Compartilhe
Por Que Os Pacientes Que Usam Isotretinoína Podem Ter Olho Seco?
Escrito por
Cláudia Elise Ferraz Silva
Publicado em
15/2/2023
POR CLÁUDIA ELISE
A isotretinoína oral é um dos medicamentos mais prescritos entre dermatologistas. Apesar de apresentar um perfil de segurança adequado, eventos adversos a esta medicação são comuns. Antes de prescrevê-la, nós médicos perguntamos sobre gestação, realizamos testes sorológicos e bioquímicos (incluindo colesterol triglicerídeos e enzimas hepáticas). Contudo as manifestações oculares, por vezes, têm sido negligenciadas. Apesar de serem geralmente leves, pode causar importante morbidade ocular.
Doença do olho seco evaporativo é o efeito ocular adverso mais comumente associado ao uso da isotretinoína e é definida como uma condição onde há perda da homeostase do filme lacrimal associada a diversos sintomas como desconforto ocular, secura, sensação de corpo estanho, dor, visão turva e fotofobia.
O filme lacrimal é composto por 3 camadas: 1) uma camada interna de mucina; 2) uma camada aquosa e mais volumosa do filme; 3) uma camada lipídica externa – justamente produzida pelas glândulas de Meibomius. A integridade da superfície ocular depende de uma composição adequada do filme lacrimal. Em indivíduos saudáveis é esta camada lipídica que permite que o filme lacrimal permaneça aderido à superfície ocular ao piscar os olhos, evitando sua rápida evaporação.
Fonte: Arq Bras Oftalmol. 2010 Mar-Apr;73(2):197-203.
Evidências mostram que a isotretinoína induz apoptose e inibe o crescimento de diversas células, incluindo os sebócitos humanos, não só no folículo piloso, mas também nas glândulas de Meibomius, causando disfunção local (com redução da secreção lipídica) e consequente alteração do filme lacrimal. Este é o fator preponderante no olho seco dos pacientes que usam a medicação. Há também uma diminuição da densidade e volume das células caliciformes produtoras de mucina do epitélio conjuntival.

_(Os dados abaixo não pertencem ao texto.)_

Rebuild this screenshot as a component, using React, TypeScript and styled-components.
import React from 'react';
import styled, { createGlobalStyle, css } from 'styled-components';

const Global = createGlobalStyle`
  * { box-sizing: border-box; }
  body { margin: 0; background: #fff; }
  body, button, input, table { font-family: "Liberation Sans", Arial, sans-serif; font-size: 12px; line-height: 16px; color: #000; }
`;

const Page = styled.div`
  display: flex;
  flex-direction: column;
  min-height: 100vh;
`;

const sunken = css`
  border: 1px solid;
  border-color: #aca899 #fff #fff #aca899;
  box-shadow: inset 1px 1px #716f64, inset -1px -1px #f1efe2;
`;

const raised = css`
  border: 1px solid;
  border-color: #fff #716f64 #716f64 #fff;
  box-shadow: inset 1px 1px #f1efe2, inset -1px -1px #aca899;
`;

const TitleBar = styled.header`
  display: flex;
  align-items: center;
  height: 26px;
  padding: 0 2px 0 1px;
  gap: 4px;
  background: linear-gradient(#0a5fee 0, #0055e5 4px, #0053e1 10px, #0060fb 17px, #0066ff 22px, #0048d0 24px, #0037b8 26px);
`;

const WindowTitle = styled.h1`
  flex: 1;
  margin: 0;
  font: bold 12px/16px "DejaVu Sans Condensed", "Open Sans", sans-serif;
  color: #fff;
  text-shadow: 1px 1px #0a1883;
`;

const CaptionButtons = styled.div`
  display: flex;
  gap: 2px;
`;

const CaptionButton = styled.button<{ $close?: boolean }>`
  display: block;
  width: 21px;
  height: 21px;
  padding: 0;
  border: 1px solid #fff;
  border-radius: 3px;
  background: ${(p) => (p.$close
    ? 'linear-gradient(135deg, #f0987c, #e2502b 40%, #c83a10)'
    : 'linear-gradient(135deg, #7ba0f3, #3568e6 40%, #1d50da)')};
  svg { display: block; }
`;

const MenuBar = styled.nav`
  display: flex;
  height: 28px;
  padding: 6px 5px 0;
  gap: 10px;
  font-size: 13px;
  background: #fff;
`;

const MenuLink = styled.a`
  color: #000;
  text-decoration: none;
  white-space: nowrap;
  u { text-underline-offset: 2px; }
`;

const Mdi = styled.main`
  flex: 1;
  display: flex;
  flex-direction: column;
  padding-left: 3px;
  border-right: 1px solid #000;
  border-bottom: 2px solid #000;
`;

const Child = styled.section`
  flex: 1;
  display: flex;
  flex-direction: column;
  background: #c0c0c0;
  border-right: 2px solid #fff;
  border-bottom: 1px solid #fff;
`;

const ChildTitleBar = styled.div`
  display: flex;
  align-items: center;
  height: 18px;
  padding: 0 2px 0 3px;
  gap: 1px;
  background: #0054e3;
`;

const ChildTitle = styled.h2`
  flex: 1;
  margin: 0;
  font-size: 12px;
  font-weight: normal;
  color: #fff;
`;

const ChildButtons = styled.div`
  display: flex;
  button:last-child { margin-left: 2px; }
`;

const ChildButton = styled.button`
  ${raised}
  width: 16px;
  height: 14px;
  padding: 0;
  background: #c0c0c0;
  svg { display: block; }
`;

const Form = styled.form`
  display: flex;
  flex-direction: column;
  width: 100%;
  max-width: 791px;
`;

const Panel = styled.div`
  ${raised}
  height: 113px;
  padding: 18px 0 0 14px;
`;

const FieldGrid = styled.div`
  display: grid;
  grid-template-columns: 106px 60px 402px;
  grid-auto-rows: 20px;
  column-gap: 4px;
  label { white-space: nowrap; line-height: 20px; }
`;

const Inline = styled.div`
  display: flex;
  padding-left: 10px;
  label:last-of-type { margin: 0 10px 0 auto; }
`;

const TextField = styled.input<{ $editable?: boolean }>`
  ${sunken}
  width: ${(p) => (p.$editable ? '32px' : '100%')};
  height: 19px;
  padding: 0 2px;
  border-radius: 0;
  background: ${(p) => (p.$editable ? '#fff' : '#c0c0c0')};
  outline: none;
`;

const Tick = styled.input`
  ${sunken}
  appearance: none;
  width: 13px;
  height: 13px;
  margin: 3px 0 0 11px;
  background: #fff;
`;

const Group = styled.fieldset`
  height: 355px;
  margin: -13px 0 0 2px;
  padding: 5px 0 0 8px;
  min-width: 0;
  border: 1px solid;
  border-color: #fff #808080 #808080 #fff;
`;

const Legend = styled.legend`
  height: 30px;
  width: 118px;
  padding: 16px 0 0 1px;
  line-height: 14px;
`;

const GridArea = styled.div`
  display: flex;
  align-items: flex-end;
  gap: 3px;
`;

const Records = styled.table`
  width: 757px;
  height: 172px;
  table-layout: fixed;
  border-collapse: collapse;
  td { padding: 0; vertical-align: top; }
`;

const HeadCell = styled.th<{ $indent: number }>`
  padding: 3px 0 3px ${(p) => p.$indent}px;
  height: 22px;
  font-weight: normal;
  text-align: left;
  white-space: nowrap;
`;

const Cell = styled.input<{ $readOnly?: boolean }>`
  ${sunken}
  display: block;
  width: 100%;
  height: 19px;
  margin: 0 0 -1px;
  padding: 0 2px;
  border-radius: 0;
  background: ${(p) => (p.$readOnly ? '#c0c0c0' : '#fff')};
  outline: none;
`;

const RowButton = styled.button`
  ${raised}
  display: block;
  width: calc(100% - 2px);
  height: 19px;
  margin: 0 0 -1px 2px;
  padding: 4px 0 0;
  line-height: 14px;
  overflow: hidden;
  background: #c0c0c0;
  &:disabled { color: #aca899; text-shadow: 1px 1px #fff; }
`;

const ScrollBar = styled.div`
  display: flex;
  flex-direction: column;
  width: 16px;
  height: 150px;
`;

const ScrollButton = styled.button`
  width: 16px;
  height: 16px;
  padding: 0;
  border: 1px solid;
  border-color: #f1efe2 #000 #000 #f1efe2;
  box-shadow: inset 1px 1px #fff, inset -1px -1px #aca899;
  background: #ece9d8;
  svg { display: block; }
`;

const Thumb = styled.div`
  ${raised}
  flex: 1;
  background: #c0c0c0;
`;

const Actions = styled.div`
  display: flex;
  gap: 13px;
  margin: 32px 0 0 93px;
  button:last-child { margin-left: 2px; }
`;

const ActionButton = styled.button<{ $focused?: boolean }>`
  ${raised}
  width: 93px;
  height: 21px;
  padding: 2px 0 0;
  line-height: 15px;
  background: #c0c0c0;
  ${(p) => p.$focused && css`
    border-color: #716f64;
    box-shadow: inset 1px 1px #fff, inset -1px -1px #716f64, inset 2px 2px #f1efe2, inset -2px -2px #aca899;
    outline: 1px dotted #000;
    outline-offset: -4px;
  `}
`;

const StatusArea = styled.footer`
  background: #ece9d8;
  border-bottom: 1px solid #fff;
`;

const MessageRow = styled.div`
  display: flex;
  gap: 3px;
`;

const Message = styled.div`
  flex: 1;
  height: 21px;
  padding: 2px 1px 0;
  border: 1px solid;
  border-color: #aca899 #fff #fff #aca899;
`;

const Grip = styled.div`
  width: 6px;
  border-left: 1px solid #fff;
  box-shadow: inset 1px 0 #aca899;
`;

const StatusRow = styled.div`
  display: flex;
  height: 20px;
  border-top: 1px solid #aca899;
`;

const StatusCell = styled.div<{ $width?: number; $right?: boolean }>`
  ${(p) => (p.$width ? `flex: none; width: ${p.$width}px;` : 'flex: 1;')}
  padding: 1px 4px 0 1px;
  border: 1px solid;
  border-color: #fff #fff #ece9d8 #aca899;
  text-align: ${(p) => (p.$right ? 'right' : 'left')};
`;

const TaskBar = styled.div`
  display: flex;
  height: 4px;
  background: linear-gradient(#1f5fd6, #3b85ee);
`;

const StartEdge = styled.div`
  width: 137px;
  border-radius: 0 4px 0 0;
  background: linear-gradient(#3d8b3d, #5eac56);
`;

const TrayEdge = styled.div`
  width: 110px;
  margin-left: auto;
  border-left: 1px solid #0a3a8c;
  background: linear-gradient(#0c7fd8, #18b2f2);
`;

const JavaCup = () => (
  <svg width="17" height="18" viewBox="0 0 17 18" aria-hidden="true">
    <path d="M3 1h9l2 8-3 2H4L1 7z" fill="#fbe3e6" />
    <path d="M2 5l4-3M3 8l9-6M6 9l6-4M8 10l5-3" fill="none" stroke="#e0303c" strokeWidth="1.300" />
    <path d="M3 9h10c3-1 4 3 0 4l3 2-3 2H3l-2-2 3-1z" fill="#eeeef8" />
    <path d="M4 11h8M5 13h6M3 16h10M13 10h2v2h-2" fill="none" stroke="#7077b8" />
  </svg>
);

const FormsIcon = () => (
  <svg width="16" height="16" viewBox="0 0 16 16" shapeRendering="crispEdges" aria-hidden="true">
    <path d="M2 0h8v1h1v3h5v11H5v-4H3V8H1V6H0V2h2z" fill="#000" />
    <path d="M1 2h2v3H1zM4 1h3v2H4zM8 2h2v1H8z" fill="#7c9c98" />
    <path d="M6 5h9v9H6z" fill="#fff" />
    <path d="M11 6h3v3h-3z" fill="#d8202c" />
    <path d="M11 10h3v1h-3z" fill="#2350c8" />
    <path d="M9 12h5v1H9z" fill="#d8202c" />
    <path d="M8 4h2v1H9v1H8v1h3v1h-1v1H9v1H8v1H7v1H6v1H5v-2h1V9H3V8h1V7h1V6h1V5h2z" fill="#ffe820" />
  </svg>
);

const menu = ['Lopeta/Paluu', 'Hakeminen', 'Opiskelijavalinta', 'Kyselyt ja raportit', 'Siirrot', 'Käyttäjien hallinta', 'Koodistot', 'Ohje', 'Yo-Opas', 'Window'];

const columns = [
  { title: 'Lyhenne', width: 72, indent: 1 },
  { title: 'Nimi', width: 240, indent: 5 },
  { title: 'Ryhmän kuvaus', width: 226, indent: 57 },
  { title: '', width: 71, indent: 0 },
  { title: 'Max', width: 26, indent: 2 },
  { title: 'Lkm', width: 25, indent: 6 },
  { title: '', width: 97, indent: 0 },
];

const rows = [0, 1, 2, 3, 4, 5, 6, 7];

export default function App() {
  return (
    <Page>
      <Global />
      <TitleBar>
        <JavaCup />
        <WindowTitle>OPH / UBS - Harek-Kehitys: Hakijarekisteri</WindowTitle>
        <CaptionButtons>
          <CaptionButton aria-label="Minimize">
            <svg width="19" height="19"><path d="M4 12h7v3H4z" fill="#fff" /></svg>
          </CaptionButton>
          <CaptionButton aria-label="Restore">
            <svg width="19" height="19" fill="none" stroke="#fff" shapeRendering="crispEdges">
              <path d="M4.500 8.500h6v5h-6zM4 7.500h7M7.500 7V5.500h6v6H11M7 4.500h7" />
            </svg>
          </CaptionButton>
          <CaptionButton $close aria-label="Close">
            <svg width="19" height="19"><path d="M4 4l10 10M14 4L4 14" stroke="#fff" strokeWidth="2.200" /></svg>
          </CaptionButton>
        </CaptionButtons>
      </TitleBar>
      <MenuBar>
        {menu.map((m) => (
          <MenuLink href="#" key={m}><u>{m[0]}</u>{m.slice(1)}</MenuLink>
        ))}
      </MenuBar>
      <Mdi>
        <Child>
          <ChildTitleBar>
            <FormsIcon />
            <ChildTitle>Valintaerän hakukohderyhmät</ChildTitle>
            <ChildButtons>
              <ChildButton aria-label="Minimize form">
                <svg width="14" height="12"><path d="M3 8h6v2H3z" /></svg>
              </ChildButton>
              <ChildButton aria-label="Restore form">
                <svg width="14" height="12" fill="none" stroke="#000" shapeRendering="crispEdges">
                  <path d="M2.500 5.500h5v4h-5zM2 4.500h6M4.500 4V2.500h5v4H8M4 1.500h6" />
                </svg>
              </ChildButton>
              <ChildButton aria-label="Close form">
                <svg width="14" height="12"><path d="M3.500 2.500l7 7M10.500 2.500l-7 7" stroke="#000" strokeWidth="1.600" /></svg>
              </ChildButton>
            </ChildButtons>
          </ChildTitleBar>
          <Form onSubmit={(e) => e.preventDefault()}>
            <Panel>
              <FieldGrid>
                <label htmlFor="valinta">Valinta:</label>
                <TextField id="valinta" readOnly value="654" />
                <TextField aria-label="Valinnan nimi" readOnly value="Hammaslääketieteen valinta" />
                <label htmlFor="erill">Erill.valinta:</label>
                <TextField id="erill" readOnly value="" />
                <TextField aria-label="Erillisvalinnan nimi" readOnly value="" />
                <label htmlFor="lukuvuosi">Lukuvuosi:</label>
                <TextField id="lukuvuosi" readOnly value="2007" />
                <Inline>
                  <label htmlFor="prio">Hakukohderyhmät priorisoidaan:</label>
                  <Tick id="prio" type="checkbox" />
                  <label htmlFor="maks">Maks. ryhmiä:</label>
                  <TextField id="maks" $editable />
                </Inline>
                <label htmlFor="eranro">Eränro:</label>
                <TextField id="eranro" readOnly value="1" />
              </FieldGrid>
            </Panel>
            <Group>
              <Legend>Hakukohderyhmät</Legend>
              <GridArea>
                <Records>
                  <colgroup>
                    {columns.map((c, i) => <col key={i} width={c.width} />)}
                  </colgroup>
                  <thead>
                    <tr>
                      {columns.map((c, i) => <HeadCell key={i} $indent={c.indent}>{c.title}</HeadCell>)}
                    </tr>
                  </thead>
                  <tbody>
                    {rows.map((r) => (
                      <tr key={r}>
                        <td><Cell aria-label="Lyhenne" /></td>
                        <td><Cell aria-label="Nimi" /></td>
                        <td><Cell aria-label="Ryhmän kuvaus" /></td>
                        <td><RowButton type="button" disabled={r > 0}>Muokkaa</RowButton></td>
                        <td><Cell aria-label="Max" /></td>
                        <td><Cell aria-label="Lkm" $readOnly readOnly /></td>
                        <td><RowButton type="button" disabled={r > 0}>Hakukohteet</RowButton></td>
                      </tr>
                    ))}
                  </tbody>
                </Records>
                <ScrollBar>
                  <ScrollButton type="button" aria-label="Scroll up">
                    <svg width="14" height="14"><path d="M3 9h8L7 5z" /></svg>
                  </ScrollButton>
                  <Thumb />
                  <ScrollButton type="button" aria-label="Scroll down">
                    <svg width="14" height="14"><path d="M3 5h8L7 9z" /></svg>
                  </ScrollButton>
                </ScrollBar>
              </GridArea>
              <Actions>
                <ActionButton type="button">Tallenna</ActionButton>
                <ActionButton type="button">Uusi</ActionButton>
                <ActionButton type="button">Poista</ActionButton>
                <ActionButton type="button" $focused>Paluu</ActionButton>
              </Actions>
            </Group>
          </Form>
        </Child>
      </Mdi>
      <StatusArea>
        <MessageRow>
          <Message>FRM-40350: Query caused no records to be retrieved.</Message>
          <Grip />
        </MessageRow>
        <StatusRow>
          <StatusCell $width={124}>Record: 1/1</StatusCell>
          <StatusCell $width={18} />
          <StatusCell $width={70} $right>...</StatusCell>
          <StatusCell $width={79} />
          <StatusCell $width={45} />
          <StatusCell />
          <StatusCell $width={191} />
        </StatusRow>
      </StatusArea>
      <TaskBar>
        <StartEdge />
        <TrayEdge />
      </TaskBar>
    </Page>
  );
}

Aliado a isso, já foi demonstrada redução da sensibilidade da córnea após 3 meses de tratamento com o retinóide.
Então pacientes que usam isotretinoína podem desenvolver alteração na formação de mucina e rompimento da camada lipídica resultando em instabilidade do filme lacrimal, com evaporação rápida, aumento da osmolaridade e sintomas oculares. Isto ainda é acentuado pela diminuição da sensibilidade da córnea e subsequente redução de mecanismos protetores da superfície ocular como o ato de piscar e lacrimejar.
Naturalmente, casos graves de olho seco de pacientes que usam isotretinoína requerem manejo especializado. Entretanto casos leves – que são a maioria - podem ser adequadamente reconhecidos e tratados pelo dermatologista. Então não deixe de incluir orientação quanto aos cuidados oculares nas consultas desses pacientes!
Fontes:- Ruiz-Lozano RE, Hernández-Camarena JC, Garza-Garza LA, Bustamante-Arias A, Colorado-Zavala MF, Cardenas-de la Garza JA. Isotretinoin and the eye: A review for the dermatologist. Dermatol Ther. 2020 Nov;33(6):e14029. doi: 10.1111/dth.14029. Epub 2020 Aug 12. PMID: 32683764. - Fonseca EC, Arruda GV, Rocha EM. Olho seco: etiopatogenia e tratamento [Dry eye: etiopathogenesis and treatment]. Arq Bras Oftalmol. 2010 Mar-Apr;73(2):197-203. Portuguese. doi: 10.1590/s0004-27492010000200021. PMID: 20549055.